▶ **Given exercise**:
Gather up all lines that carry the word "components".

★ ★ ★ ★ ★

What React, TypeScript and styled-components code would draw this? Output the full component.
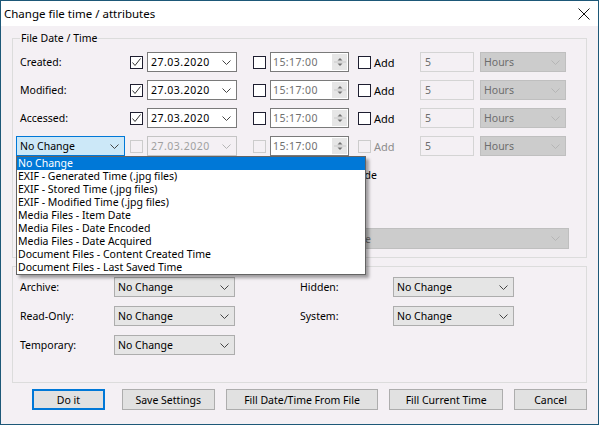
import styled, { createGlobalStyle } from "styled-components";

const GlobalStyle = createGlobalStyle`
  html, body {
    margin: 0;
    padding: 0;
  }
  body {
    font-family: "Noto Sans", "Liberation Sans", sans-serif;
    font-size: 10.5px;
    color: #000;
  }
`;

const sources = [
  "No Change",
  "EXIF - Generated Time (.jpg files)",
  "EXIF - Stored Time (.jpg files)",
  "EXIF - Modified Time (.jpg files)",
  "Media Files - Item Date",
  "Media Files - Date Encoded",
  "Media Files - Date Acquired",
  "Document Files - Content Created Time",
  "Document Files - Last Saved Time",
];

const Chevron = ({ color = "#444" }: { color?: string }) => (
  <svg width="9" height="5" viewBox="0 0 9 5">
    <path d="M0.5 0.5 L4.5 4.5 L8.5 0.5" fill="none" stroke={color} strokeWidth="1" />
  </svg>
);

const Check = () => (
  <svg width="11" height="11" viewBox="0 0 11 11">
    <path d="M1.5 5.5 L4 8.5 L9.5 1.5" fill="none" stroke="#333" strokeWidth="1" />
  </svg>
);

const CheckBox = ({ checked, disabled }: { checked?: boolean; disabled?: boolean }) => (
  <Box $disabled={disabled}>{checked && <Check />}</Box>
);

const Combo = ({
  value,
  width,
  variant,
  spaced,
}: {
  value: string;
  width: number;
  variant: "white" | "gray" | "disabled" | "faded" | "focus";
  spaced?: boolean;
}) => (
  <ComboBox $width={width} $variant={variant}>
    <ComboText $spaced={spaced}>{value}</ComboText>
    <Chevron color={variant === "disabled" || variant === "faded" ? "#b5b5b5" : "#444"} />
  </ComboBox>
);

const TimeField = () => (
  <TimeBox>
    <TimeText>15:17:00</TimeText>
    <Spinner>
      <svg width="14" height="14" viewBox="0 0 14 14">
        <path d="M4.5 5.5 L7 3 L9.5 5.5 Z" fill="#707070" />
        <line x1="1" y1="7" x2="13" y2="7" stroke="#c8c8c8" />
        <path d="M4.5 8.5 L7 11 L9.5 8.5 Z" fill="#707070" />
      </svg>
    </Spinner>
  </TimeBox>
);

const DateRow = ({ label, disabled }: { label: string; disabled?: boolean }) => (
  <>
    <RowLabel>{label}</RowLabel>
    <CheckBox checked disabled={disabled} />
    <Combo value="27.03.2020" width={90} variant={disabled ? "faded" : "white"} spaced />
    <CheckBox disabled={disabled} />
    <TimeField />
    <AddCell $disabled={disabled}>
      <CheckBox disabled={disabled} />
      <span>Add</span>
    </AddCell>
    <NumBox>5</NumBox>
    <Combo value="Hours" width={86} variant="disabled" />
  </>
);

export default function App() {
  return (
    <>
      <GlobalStyle />
      <Window>
        <TitleBar>
          <span>Change file time / attributes</span>
          <svg width="12" height="12" viewBox="0 0 12 12">
            <path d="M0.5 0.5 L11.5 11.5 M11.5 0.5 L0.5 11.5" stroke="#111" strokeWidth="1" />
          </svg>
        </TitleBar>
        <Content>
          <Group>
            <Legend>File Date / Time</Legend>
            <DateGrid>
              <DateRow label="Created:" />
              <DateRow label="Modified:" />
              <DateRow label="Accessed:" />
              <SourceWrap>
                <Combo value="No Change" width={109} variant="focus" />
                <DropList>
                  {sources.map((s, i) => (
                    <DropItem key={s} $active={i === 0}>
                      {s}
                    </DropItem>
                  ))}
                </DropList>
              </SourceWrap>
              <CheckBox disabled />
              <Combo value="27.03.2020" width={90} variant="faded" spaced />
              <CheckBox disabled />
              <TimeField />
              <AddCell $disabled>
                <CheckBox disabled />
                <span>Add</span>
              </AddCell>
              <NumBox>5</NumBox>
              <Combo value="Hours" width={86} variant="disabled" />
            </DateGrid>
            <OptionRow>
              <CheckBox />
              <OptionText>Use Daylight Saving Mode</OptionText>
            </OptionRow>
            <WideSelect>
              <WideText>Local Time Zone</WideText>
              <Chevron color="#b5b5b5" />
            </WideSelect>
          </Group>
          <AttrGroup>
            <AttrLabel>Archive:</AttrLabel>
            <Combo value="No Change" width={121} variant="gray" />
            <AttrLabel $right>Hidden:</AttrLabel>
            <Combo value="No Change" width={121} variant="gray" />
            <AttrLabel>Read-Only:</AttrLabel>
            <Combo value="No Change" width={121} variant="gray" />
            <AttrLabel $right>System:</AttrLabel>
            <Combo value="No Change" width={121} variant="gray" />
            <AttrLabel>Temporary:</AttrLabel>
            <Combo value="No Change" width={121} variant="gray" />
          </AttrGroup>
          <Buttons>
            <Button $width={73} $primary>
              Do it
            </Button>
            <Button $width={93}>Save Settings</Button>
            <Button $width={153}>Fill Date/Time From File</Button>
            <Button $width={114}>Fill Current Time</Button>
            <Button $width={73}>Cancel</Button>
          </Buttons>
        </Content>
      </Window>
    </>
  );
}

const Window = styled.div`
  width: 599px;
  height: 425px;
  box-sizing: border-box;
  border: 1px solid #1d5878;
  background: #f4f0f4;
  display: flex;
  flex-direction: column;
`;

const TitleBar = styled.div`
  height: 25px;
  background: #fff;
  display: flex;
  align-items: center;
  justify-content: space-between;
  padding: 0 8px 0 3px;
  font-size: 11.5px;
`;

const Content = styled.div`
  display: flex;
  flex-direction: column;
  padding: 4px 11px 0 11px;
`;

const Group = styled.fieldset`
  margin: 0;
  padding: 6px 7px 8px 7px;
  border: 1px solid #dcdcdc;
  min-width: 0;
`;

const Legend = styled.legend`
  padding: 0 1px;
  margin-left: 0;
  line-height: 16px;
`;

const DateGrid = styled.div`
  display: grid;
  grid-template-columns: 110px 17px 106px 17px 88px 62px 60px 86px;
  grid-auto-rows: 20px;
  row-gap: 8px;
  align-items: center;
`;

const RowLabel = styled.span`
  line-height: 20px;
`;

const Box = styled.span<{ $disabled?: boolean }>`
  box-sizing: border-box;
  width: 13px;
  height: 13px;
  border: 1px solid ${(p) => (p.$disabled ? "#cccccc" : "#1e1e30")};
  background: ${(p) => (p.$disabled ? "#f4f0f4" : "#fff")};
  display: inline-flex;
  align-items: center;
  justify-content: center;
`;

const variants = {
  white: { bg: "#fff", border: "#7a7a7a", color: "#000" },
  gray: { bg: "#e5e5e5", border: "#adadad", color: "#000" },
  disabled: { bg: "#cccccc", border: "#bfbfbf", color: "#6d6d6d" },
  faded: { bg: "#f4f0f4", border: "#c4c4c4", color: "#a0a0a0" },
  focus: { bg: "#cce8f8", border: "#0078d7", color: "#000" },
};

const ComboBox = styled.div<{ $width: number; $variant: keyof typeof variants }>`
  box-sizing: border-box;
  width: ${(p) => p.$width}px;
  height: 20px;
  border: 1px solid ${(p) => variants[p.$variant].border};
  background: ${(p) => variants[p.$variant].bg};
  color: ${(p) => variants[p.$variant].color};
  display: flex;
  align-items: center;
  justify-content: space-between;
  padding: 0 5px 0 3px;
  white-space: nowrap;
`;

const ComboText = styled.span<{ $spaced?: boolean }>`
  letter-spacing: ${(p) => (p.$spaced ? "0.5px" : "0")};
`;

const TimeBox = styled.div`
  box-sizing: border-box;
  width: 79px;
  height: 20px;
  border: 1px solid #7a7a7a;
  background: #fff;
  color: #707070;
  display: flex;
  align-items: center;
  justify-content: space-between;
  padding: 0 1px 0 2px;
`;

const TimeText = styled.span`
  letter-spacing: 0.4px;
`;

const Spinner = styled.span`
  width: 15px;
  height: 16px;
  background: #e6e6e6;
  display: flex;
  align-items: center;
  justify-content: center;
`;

const AddCell = styled.div<{ $disabled?: boolean }>`
  display: flex;
  align-items: center;
  gap: 3px;
  font-size: 11px;
  color: ${(p) => (p.$disabled ? "#8c8c8c" : "#000")};
`;

const NumBox = styled.div`
  box-sizing: border-box;
  width: 54px;
  height: 20px;
  border: 1px solid #d4d4d4;
  color: #6d6d6d;
  display: flex;
  align-items: center;
  padding-left: 4px;
`;

const SourceWrap = styled.div`
  position: relative;
  margin-left: -4px;
`;

const DropList = styled.div`
  position: absolute;
  top: 20px;
  left: 0;
  z-index: 5;
  width: 350px;
  box-sizing: border-box;
  border: 1px solid #646464;
  background: #fff;
  box-shadow: 3px 3px 3px rgba(0, 0, 0, 0.35);
`;

const DropItem = styled.div<{ $active?: boolean }>`
  height: 13px;
  line-height: 13px;
  padding-left: 1px;
  white-space: nowrap;
  background: ${(p) => (p.$active ? "#0078d7" : "transparent")};
  color: ${(p) => (p.$active ? "#fff" : "#000")};
`;

const OptionRow = styled.div`
  display: flex;
  align-items: center;
  gap: 4px;
  height: 16px;
  margin-top: 11px;
  padding-left: 110px;
`;

const OptionText = styled.span`
  width: 230px;
  text-align: right;
`;

const WideSelect = styled.div`
  box-sizing: border-box;
  height: 21px;
  margin: 45px 0 0 127px;
  width: 422px;
  border: 1px solid #bfbfbf;
  background: #cccccc;
  color: #6d6d6d;
  display: flex;
  align-items: center;
  justify-content: space-between;
  padding: 0 8px 0 3px;
`;

const WideText = styled.span`
  width: 220px;
  text-align: right;
`;

const AttrGroup = styled.div`
  margin-top: 8px;
  border: 1px solid #dcdcdc;
  padding: 10px 7px 27px 7px;
  display: grid;
  grid-template-columns: 94px 121px 65px 93px 121px;
  grid-auto-rows: 20px;
  row-gap: 9px;
  align-items: center;
`;

const AttrLabel = styled.span<{ $right?: boolean }>`
  grid-column: ${(p) => (p.$right ? 4 : 1)};
`;

const Buttons = styled.div`
  display: flex;
  gap: 11px;
  margin-top: 6px;
  padding-left: 20px;
`;

const Button = styled.button<{ $width: number; $primary?: boolean }>`
  box-sizing: border-box;
  width: ${(p) => p.$width}px;
  height: 21px;
  margin-right: ${(p) => (p.$primary ? 6 : 0)}px;
  padding: 0;
  font: inherit;
  color: #000;
  background: #e1e1e1;
  border: ${(p) => (p.$primary ? "2px solid #0078d7" : "1px solid #adadad")};
`;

★ ★ ★ ★ ★

▶ **Exercise response**:
What React, TypeScript and styled-components code would draw this? Output the full component.
import styled, { createGlobalStyle } from "styled-components";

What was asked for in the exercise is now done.